The result? That same generation of kids cutting it all short, removing the meant-to-be-palatable niceness, to just say “queer is a slur.”
Exactly how it was originally intended. “Queer is a slur.” People drop on posts where young queer people talk about it being a self identifier that actually fits them. “Its a slur,” they comment, with nothing else, on posts they clearly didn’t read past that word, written by people twice their age who had reclaimed it before they were even born.
Its nasty. Its disgusting. It’s plain old bigotry, whether the people saying know it or not. It is a terf tactic, plain and simple.
And no one wants to deny that it is indeed used as a slur (right along with all the rest of our identities.) No one wants to be insensitive and force it on people who haven’t reclaimed it.
But invading queer people’s posts to spit “queer is a slur” is flat out queerphobic. You do the dirty work of terfs, of cis straight oppressors, by saying in one simple sentence: “its a dirty word, there is no pride in it, you haven’t/can’t reclaim(ed) it.”
And regardless of your actual intentions, when you do this, that is EXACTLY what you are communicating and doing.
“Queer is a slur” is a terf movement. Stop fucking supporting terfs just because you want to pretend like it isn’t.
This is why I block people who say ‘Queer is a slur.’
You quack like a terf, I block you like a terf.
This thing was so weird to me when I first encountered it on tumblr, because like… in academia
queer studies
is a thing. Queer Theory is a thing. If I search my Uni’s library for ‘queer’ I get 138,481 results. Here are some of them:
Queer in Europe : contemporary case studies / edited by Lisa Downing and Robert Gillett.
Queer Phenomenology, Sexual Orientation, and Health Care Spaces: Learning From the Narratives of Queer Women and Nurses in Primary Health Care, / Cressida Heyes, Megan Dean, Lisa Goldberg.
Playing With Time: Gay Intergenerational Performance Work and the Productive Possibilities of Queer Temporalities / Stephen Farrier
Postcolonial and queer theories : intersections and essays / edited by John C. Hawley.
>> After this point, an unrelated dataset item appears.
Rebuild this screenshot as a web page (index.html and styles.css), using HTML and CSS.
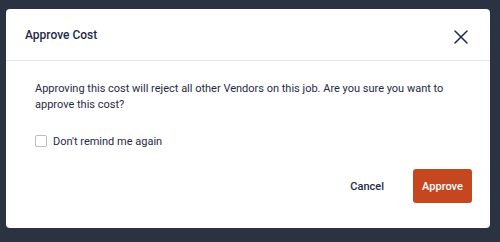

Showing Your Pride: A National Survey of Queer Student Centres in Canadian Colleges and Universities / John Ecker, Jennifer Rae, Amandeep Bassi
Mad for Foucault : rethinking the foundations of queer theory / Lynne Huffer.
Do those look like queerphobic texts? And do you think that most of the writers writing about queer theory are straight? Lols. If you don’t want to be personally be called queer, that’s cool. You don’t get to stop other people using the word though. It’s ours now and we’re keeping it.
Did I reblog this already? If I did, doesn’t hurt to blog it again.
I usually unfollow people who use the tag (or the equilivant) q-slur.
Because fuck you, I’m queer. Have been since like 1986.